A million square metres is currently being added in capital
A flood of new offices hitting the market is running well in excess of post-pandemic demand which has been dampened by the big shift to remote working, the Central Bank has warned.
The analysis raises major question marks over whether the market can absorb the new supply. It suggests demand would have to double from the average of about 150,000 square metres of Dublin office space taken up in 2020 and 2021 to match the supply coming onstream between now and 2024.
More than one million square metres of new offices are currently at various stages of development in Dublin alone, half of it due for completion between 2022 and 2024, the analysis said.
Filling that space would require demand to revert to pre-pandemic levels but with more staff working from home and greater willingness among firms to adopt remote working, a degree of uncertainty around future office space requirements has emerged, the Central Bank’s latest half-yearly financial stability report said.
“While there was evidence that the office market was undersupplied prior to the Covid-19 outbreak, given structural changes in how people and companies work in its aftermath, there is higher uncertainty around the capacity of the market to absorb this level of additional space over a relatively short period,” the new report says
The glut of new supply is partly due to a backlog built up by site closures and other pandemic-related disruptions.
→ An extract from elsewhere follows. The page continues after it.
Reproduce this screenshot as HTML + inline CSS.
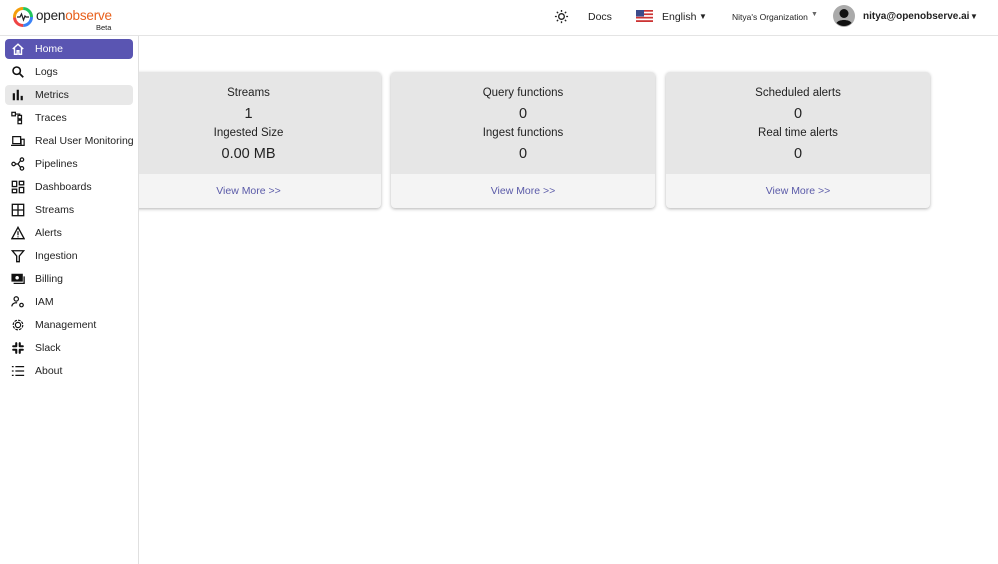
<!DOCTYPE html><html><head><style>
*{margin:0;padding:0;box-sizing:border-box}
body{width:998px;height:564px;overflow:hidden;background:#fff;font-family:"Liberation Sans",sans-serif;color:#222;position:relative;white-space:nowrap}
.hdr{position:absolute;left:0;top:0;width:998px;height:36px;border-bottom:1px solid #e4e4e4;background:#fff}
.side{position:absolute;left:0;top:36px;width:139px;height:528px;border-right:1px solid #e0e0e0;background:#fff;z-index:2}
.item{position:absolute;left:5px;width:128px;height:20px;font-size:10.5px;display:flex;align-items:center;border-radius:4px}
.item svg{position:absolute;left:6px;width:14px;height:14px}
.item span{position:absolute;left:30px;top:4px}
.card{position:absolute;top:72px;height:136px;border-radius:4px;background:#f4f4f4;box-shadow:0 1px 3px rgba(0,0,0,.3);overflow:hidden;text-align:center}
.card .b{height:102px;background:#e6e6e6;padding-top:15px}
.card .t{font-size:11.5px;height:15px}
.card .v{font-size:14.5px;height:25px;padding-top:4px}
.card .f{font-size:10.5px;color:#5a5aa8;padding-top:11px}
.h{position:absolute;font-size:10.5px;top:11px}
</style></head><body>
<div class="hdr">
<svg style="position:absolute;left:12px;top:6px" width="22" height="22" viewBox="0 0 22 22"><circle cx="11" cy="11" r="8.5" fill="none" stroke="#3b82f6" stroke-width="3" stroke-dasharray="13 40"/><circle cx="11" cy="11" r="8.5" fill="none" stroke="#ef4444" stroke-width="3" stroke-dasharray="0 13 13 40"/><circle cx="11" cy="11" r="8.5" fill="none" stroke="#f59e0b" stroke-width="3" stroke-dasharray="0 26 14 40"/><circle cx="11" cy="11" r="8.5" fill="none" stroke="#22c55e" stroke-width="3" stroke-dasharray="0 40 14 40"/><path d="M5 11h3l1.5-3 2 6 1.5-4 1 1h3" stroke="#222" stroke-width="1.2" fill="none"/></svg>
<div style="position:absolute;left:36px;top:8px;font-size:13.5px;letter-spacing:-.2px"><span>open</span><span style="color:#e8601c">observe</span></div>
<div style="position:absolute;left:96px;top:23px;font-size:7.5px">Beta</div>
<svg style="position:absolute;left:554px;top:9px" width="15" height="15" viewBox="0 0 16 16"><circle cx="8" cy="8" r="3" fill="none" stroke="#222" stroke-width="1.4"/><g stroke="#222" stroke-width="1.4"><path d="M8 1v2M8 13v2M1 8h2M13 8h2M3 3l1.4 1.4M11.6 11.6L13 13M3 13l1.4-1.4M11.6 4.4L13 3"/></g></svg>
<div class="h" style="left:588px">Docs</div>
<svg style="position:absolute;left:636px;top:10px" width="17" height="12" viewBox="0 0 17 12"><rect width="17" height="12" fill="#c33"/><g fill="#fff"><rect y="1.7" width="17" height="1.7"/><rect y="5.1" width="17" height="1.7"/><rect y="8.5" width="17" height="1.7"/></g><rect width="8" height="6.5" fill="#3b4a8a"/></svg>
<div class="h" style="left:662px">English</div>
<div class="h" style="left:699px;font-size:8px;top:12px">▼</div>
<div class="h" style="left:732px;font-size:8.5px;top:12px">Nitya's Organization</div>
<div class="h" style="left:811px;font-size:7px;top:11px;color:#666">▼</div>
<svg style="position:absolute;left:833px;top:5px" width="22" height="22" viewBox="0 0 22 22"><circle cx="11" cy="11" r="11" fill="#aaa"/><circle cx="11" cy="8.5" r="4.5" fill="#111"/><path d="M3.5 18c2-4 13-4 15 0a11 11 0 0 1-15 0z" fill="#111"/></svg>
<div class="h" style="left:863px;font-weight:bold;font-size:10px">nitya@openobserve.ai</div>
<div class="h" style="left:970px;font-size:8px;top:12px">▼</div>
</div>
<div class="side">
<div class="item" style="top:3px;background:#5a55b2;color:#fff"><svg viewBox="0 0 16 16"><path d="M2 8L8 2.5 14 8M4 6.5V14h3v-4h2v4h3V6.5" fill="none" stroke="#fff" stroke-width="1.6"/></svg><span>Home</span></div>
<div class="item" style="top:26px"><svg viewBox="0 0 16 16"><circle cx="6.5" cy="6.5" r="4.2" fill="none" stroke="#111" stroke-width="1.8"/><path d="M9.5 9.5L14 14" stroke="#111" stroke-width="2"/></svg><span>Logs</span></div>
<div class="item" style="top:49px;background:#e8e8e8"><svg viewBox="0 0 16 16"><rect x="2" y="6" width="2.5" height="8" fill="#111"/><rect x="6.5" y="2" width="2.5" height="12" fill="#111"/><rect x="11" y="9" width="2.5" height="5" fill="#111"/></svg><span>Metrics</span></div>
<div class="item" style="top:72px"><svg viewBox="0 0 16 16"><g fill="none" stroke="#111" stroke-width="1.4"><rect x="1" y="1.5" width="4" height="4"/><rect x="8" y="5" width="4" height="4"/><rect x="8" y="10.5" width="4" height="4"/><path d="M5 3.5h5v1.5M10 9v1.5"/></g></svg><span>Traces</span></div>
<div class="item" style="top:95px"><svg viewBox="0 0 16 16"><g fill="none" stroke="#111" stroke-width="1.4"><rect x="2" y="3" width="9" height="8"/><path d="M0 13h11"/><rect x="11.5" y="6" width="3.5" height="7"/></g></svg><span>Real User Monitoring</span></div>
<div class="item" style="top:118px"><svg viewBox="0 0 16 16"><g fill="none" stroke="#111" stroke-width="1.4"><circle cx="3" cy="8" r="2"/><circle cx="12.5" cy="3" r="2"/><circle cx="12.5" cy="13" r="2"/><path d="M5 8h3l3-4M8 8l3 4"/></g></svg><span>Pipelines</span></div>
<div class="item" style="top:141px"><svg viewBox="0 0 16 16"><g fill="none" stroke="#111" stroke-width="1.5"><rect x="1.5" y="1.5" width="5" height="6"/><rect x="9.5" y="1.5" width="5" height="4"/><rect x="1.5" y="10.5" width="5" height="4"/><rect x="9.5" y="8.5" width="5" height="6"/></g></svg><span>Dashboards</span></div>
<div class="item" style="top:164px"><svg viewBox="0 0 16 16"><g fill="none" stroke="#111" stroke-width="1.5"><rect x="1.5" y="1.5" width="13" height="13"/><path d="M8 1.5v13M1.5 8h13"/></g></svg><span>Streams</span></div>
<div class="item" style="top:187px"><svg viewBox="0 0 16 16"><path d="M8 1.5L15 14.5H1z" fill="none" stroke="#111" stroke-width="1.5"/><path d="M8 6v4.5M8 11.8v1.2" stroke="#111" stroke-width="1.4"/></svg><span>Alerts</span></div>
<div class="item" style="top:210px"><svg viewBox="0 0 16 16"><path d="M1.5 2h13L9.5 8v6.5h-3V8z" fill="none" stroke="#111" stroke-width="1.5"/></svg><span>Ingestion</span></div>
<div class="item" style="top:233px"><svg viewBox="0 0 16 16"><rect x="0.5" y="2" width="13" height="9" fill="#111"/><circle cx="7" cy="6.5" r="2" fill="#fff"/><path d="M15 5v8H3" fill="none" stroke="#111" stroke-width="1.5"/></svg><span>Billing</span></div>
<div class="item" style="top:256px"><svg viewBox="0 0 16 16"><g fill="none" stroke="#111" stroke-width="1.4"><circle cx="6" cy="4.5" r="2.5"/><path d="M1 13c0-3 3-4.5 6-4"/><circle cx="12" cy="11.5" r="2"/></g></svg><span>IAM</span></div>
<div class="item" style="top:279px"><svg viewBox="0 0 16 16"><g fill="none" stroke="#111" stroke-width="1.3"><circle cx="8" cy="8" r="5.5" stroke-dasharray="3 1.3"/><circle cx="8" cy="8" r="3"/></g></svg><span>Management</span></div>
<div class="item" style="top:302px"><svg viewBox="0 0 16 16"><g stroke="#111" stroke-width="2.4" stroke-linecap="round"><path d="M6 2.5v3M10 10.5v3M2.5 10h3M10.5 6h3M6 10v3.5M10 2.5v3.5M2.5 6h3.5M10 10h3.5"/></g></svg><span>Slack</span></div>
<div class="item" style="top:325px"><svg viewBox="0 0 16 16"><g stroke="#111" stroke-width="1.5"><path d="M1 3h2M1 8h2M1 13h2M5 3h10M5 8h10M5 13h10"/></g></svg><span>About</span></div>
</div>
<div class="card" style="left:116px;width:265px"><div class="b"><div class="t">Streams</div><div class="v">1</div><div class="t">Ingested Size</div><div class="v">0.00 MB</div></div><div class="f">View More &gt;&gt;</div></div>
<div class="card" style="left:391px;width:264px"><div class="b"><div class="t">Query functions</div><div class="v">0</div><div class="t">Ingest functions</div><div class="v">0</div></div><div class="f">View More &gt;&gt;</div></div>
<div class="card" style="left:666px;width:264px"><div class="b"><div class="t">Scheduled alerts</div><div class="v">0</div><div class="t">Real time alerts</div><div class="v">0</div></div><div class="f">View More &gt;&gt;</div></div>
</body></html>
The Central Bank analysis does not cite data from other major centres but Cork and Limerick both also have significant volumes of new offices under development planned ahead of the pandemic.
Foreign direct investment is the biggest driver of large scale new office lettings in Dublin and it has held up after the initial phase of the pandemic, but there’s now significant uncertainty about the size of new offices required to host employees.
The biggest office schemes underway in Dublin include Johnny Ronan’s new Facebook campus in Ballsbridge and Salesforce Tower in the IFSC which are both being built to meet demand from individual clients.
The commercial real estate market has already taken a significant hit since the start of the pandemic with weaker rents and asset values as well as higher vacancy rates in both the retail and office segments as a result of lockdowns and an accelerated shift to online shopping during Covid, but that’s been offset by rising demand for logistics parks and residential blocks.